A Bloomberg story on the same speech placed more emphasis on the economic implications of the Fed warning, which extended to real estate markets:

Bernanke, speaking at a conference in Chicago today, said curbs on subprime lending “are expected to be a source of some restraint on home purchases and residential investment in coming quarters.” And he said the Fed is “beginning to look at” what he called “the risks that are associated with working with private-equity firms.”

The Fed chief’s comments suggest the central bank has raised its guard against a second credit bubble emerging in the form of leveraged buyouts at a time when the U.S. economy is dealing with the mortgage bust. Lawmakers and consumer advocates have blamed the Fed and other regulators for lax enforcement while lenders wrote a record $2.8 trillion in mortgages from 2004 to 2006.

We’ve seen this movie before. In the late 1980s, banks fell all over themselves to lend to ever larger and ever dodgier LBOs, seduced by big up-front fees that they could book as profits, rather than amortize them. And predictably, it ended badly as many of the deals went bust. Many banks fell below their capital requirements as a result of the writedowns, which meant they had to curtail new lending, and some banks, most notably Citibank, were in danger of failing.
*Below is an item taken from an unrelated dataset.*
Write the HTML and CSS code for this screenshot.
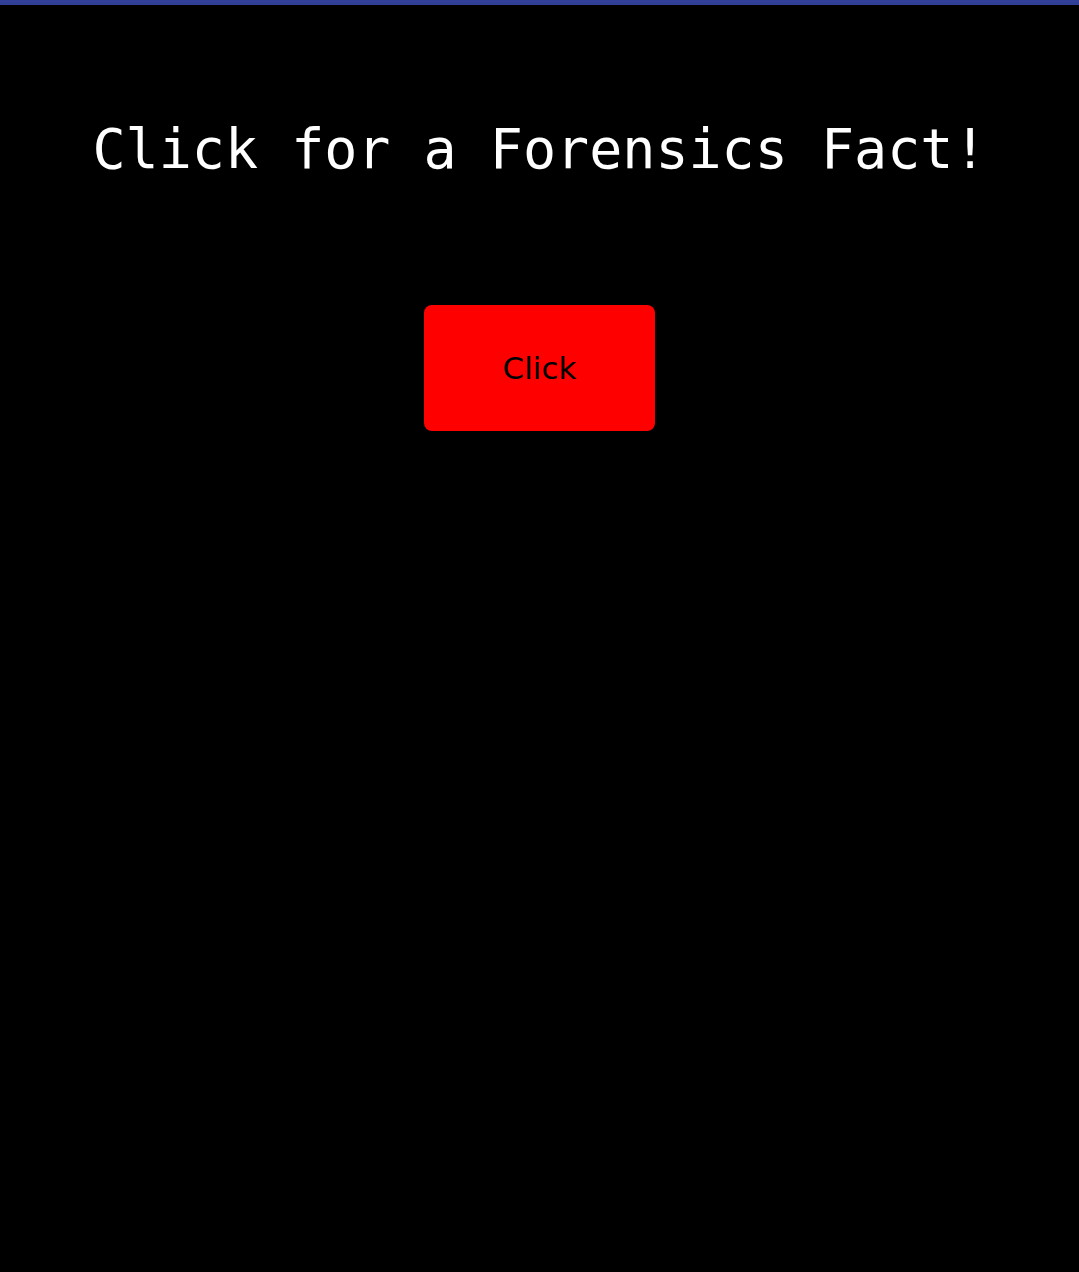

Greenspan salvaged the industry by engineering a very steep yield curve (remember that banks in the old days borrowed short and lent long), which was a massive subsidy.

While Bernanke and his colleagues clearly see the parallels to the 1980s LBO crisis, they can tell themselves that this time is different because the banks are much better capitalized and more diversified. While that is true, we have an unprecedented profligacy of lending across virtually all debt markets. Residential mortgages, thanks to the subprime debacle, may be the only one that now has risk adequately priced in.

Remember the lesson of Long Term Capital Management: in a crisis, all correlations are one. Translation: all assets reprice together. There is a collective flight to quality. In debt land, that means that riskier credits would drop significantly in price across all markets. And banks are now required to mark their assets to market. Can the Fed be sure their banks are adequately capitalized in that scenario, particularly as they load on more LBO debt?